**Objective**
Begin with the first line of the material and copy each line word for word through the line that contains "import React from 'react'"; the pictures are left out.

**Data extract**

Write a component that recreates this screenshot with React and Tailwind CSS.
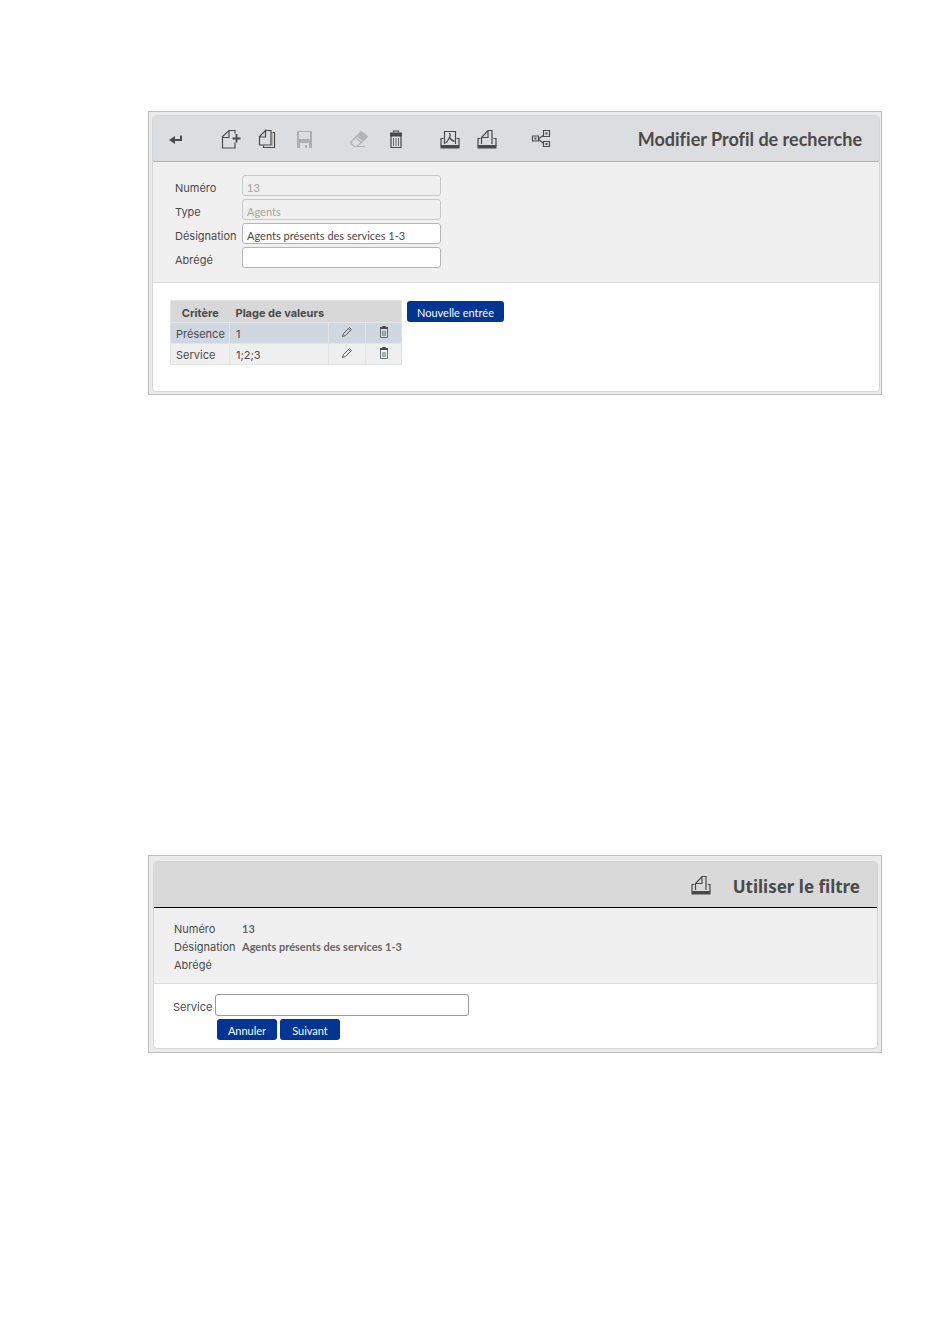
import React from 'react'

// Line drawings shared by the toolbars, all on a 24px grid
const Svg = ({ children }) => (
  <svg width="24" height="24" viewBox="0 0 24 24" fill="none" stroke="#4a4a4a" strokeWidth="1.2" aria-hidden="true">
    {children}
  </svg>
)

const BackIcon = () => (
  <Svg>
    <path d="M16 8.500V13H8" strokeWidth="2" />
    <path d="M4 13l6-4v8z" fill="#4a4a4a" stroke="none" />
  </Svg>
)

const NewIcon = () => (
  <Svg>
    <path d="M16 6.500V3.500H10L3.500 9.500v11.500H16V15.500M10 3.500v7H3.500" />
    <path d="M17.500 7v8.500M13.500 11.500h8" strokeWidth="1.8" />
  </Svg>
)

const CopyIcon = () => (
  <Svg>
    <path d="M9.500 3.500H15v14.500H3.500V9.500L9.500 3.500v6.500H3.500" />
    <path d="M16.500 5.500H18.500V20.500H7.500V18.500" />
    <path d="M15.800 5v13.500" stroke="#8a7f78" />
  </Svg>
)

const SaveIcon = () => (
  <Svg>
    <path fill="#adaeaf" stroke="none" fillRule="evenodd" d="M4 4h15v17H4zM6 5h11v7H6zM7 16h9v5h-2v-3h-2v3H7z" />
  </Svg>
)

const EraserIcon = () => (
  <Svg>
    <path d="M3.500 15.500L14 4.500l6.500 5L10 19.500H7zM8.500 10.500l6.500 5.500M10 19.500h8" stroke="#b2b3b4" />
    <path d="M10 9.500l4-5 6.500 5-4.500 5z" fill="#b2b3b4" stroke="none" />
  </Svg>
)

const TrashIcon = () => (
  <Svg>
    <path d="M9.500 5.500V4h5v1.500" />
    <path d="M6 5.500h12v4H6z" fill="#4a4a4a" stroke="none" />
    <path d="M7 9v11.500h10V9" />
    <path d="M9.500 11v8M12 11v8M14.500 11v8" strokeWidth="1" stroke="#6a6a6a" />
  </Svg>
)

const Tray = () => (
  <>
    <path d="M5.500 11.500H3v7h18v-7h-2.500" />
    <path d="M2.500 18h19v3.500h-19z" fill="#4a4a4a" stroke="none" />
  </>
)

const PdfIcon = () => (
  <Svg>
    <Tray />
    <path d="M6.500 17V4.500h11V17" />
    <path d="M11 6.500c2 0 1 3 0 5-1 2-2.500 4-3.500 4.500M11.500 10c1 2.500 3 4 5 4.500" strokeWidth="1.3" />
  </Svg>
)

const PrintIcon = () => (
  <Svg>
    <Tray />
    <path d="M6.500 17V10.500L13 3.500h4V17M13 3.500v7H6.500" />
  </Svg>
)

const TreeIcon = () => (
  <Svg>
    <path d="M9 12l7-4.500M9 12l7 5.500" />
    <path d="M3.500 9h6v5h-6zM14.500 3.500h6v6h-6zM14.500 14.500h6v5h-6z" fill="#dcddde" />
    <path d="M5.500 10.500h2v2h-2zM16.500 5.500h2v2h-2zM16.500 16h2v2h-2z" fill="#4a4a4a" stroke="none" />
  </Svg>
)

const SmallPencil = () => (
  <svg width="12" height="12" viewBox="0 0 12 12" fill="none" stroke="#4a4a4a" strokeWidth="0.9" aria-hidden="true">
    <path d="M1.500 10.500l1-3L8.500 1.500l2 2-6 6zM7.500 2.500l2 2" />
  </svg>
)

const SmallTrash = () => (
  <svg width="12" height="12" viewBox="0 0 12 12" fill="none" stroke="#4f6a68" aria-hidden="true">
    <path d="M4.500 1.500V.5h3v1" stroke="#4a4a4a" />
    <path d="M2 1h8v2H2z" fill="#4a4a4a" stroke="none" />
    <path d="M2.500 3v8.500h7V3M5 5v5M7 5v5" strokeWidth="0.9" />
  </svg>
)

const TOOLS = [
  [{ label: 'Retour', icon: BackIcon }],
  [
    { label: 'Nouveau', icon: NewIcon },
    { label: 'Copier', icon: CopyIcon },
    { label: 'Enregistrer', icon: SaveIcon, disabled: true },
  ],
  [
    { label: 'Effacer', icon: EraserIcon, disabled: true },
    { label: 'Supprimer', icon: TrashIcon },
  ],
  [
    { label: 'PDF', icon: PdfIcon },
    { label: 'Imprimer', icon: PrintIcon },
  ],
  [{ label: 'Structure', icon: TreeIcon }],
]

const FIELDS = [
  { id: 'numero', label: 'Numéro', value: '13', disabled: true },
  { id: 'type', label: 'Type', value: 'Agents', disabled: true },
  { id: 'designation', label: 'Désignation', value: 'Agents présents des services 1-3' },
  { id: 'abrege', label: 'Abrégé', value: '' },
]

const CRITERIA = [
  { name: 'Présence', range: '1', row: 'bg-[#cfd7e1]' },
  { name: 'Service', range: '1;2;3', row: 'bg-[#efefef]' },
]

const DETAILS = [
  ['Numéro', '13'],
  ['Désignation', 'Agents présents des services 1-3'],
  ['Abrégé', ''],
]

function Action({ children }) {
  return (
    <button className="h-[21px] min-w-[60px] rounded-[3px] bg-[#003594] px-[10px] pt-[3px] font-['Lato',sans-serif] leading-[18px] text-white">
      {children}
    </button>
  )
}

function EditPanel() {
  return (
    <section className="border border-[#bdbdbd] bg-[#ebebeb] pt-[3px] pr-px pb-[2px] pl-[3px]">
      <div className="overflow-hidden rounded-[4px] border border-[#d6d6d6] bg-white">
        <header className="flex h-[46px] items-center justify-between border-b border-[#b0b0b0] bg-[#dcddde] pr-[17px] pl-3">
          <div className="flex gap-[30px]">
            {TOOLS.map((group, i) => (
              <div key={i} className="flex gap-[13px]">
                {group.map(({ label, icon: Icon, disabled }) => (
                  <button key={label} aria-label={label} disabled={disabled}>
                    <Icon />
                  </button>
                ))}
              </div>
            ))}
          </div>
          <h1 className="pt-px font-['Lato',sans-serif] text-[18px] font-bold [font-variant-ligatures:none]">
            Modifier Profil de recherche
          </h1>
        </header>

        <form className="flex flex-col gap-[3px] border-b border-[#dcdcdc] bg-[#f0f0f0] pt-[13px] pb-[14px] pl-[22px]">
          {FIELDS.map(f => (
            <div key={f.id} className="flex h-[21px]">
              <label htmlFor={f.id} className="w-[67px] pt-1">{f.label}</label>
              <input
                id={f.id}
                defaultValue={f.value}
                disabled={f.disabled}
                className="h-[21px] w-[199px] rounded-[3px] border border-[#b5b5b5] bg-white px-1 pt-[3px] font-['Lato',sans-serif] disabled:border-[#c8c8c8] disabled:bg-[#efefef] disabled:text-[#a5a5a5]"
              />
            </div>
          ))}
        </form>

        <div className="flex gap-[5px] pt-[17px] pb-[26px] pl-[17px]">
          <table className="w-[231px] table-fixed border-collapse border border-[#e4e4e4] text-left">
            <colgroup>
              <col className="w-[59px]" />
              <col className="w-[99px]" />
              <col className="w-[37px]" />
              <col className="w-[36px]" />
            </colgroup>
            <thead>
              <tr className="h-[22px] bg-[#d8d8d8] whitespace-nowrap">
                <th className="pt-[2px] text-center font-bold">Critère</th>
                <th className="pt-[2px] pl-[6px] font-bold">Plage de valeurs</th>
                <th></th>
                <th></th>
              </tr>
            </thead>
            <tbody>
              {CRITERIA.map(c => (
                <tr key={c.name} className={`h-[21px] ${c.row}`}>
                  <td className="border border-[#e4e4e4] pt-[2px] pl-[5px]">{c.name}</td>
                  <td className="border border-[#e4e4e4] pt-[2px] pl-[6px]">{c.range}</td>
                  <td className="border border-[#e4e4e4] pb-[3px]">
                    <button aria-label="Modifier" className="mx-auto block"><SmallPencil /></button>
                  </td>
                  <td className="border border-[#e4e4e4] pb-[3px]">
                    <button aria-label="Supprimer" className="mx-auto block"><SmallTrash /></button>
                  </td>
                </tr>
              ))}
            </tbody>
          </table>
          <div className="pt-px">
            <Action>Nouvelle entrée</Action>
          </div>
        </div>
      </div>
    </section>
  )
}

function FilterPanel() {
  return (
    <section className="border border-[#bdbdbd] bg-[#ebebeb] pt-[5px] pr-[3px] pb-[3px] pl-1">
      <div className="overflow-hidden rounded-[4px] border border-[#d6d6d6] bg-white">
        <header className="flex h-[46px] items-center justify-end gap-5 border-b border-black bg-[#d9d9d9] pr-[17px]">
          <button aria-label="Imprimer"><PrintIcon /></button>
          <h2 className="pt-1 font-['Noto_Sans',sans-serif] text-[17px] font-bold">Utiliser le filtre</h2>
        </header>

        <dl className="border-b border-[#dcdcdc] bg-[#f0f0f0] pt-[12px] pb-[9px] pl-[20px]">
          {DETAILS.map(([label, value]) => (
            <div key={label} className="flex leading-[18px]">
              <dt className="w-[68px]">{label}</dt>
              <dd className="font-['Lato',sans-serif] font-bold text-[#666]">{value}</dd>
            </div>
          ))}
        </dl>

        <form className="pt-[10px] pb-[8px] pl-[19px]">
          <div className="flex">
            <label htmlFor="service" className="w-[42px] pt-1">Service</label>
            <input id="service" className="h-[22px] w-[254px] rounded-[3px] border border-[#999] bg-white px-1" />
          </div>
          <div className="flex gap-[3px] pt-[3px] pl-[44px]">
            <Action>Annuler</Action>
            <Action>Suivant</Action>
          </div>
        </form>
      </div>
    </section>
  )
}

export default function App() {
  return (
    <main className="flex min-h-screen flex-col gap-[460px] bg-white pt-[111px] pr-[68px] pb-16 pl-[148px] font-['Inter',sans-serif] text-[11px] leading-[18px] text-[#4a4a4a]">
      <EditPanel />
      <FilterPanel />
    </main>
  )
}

**Output for this exercise**
Write a component that recreates this screenshot with React and Tailwind CSS.
import React from 'react'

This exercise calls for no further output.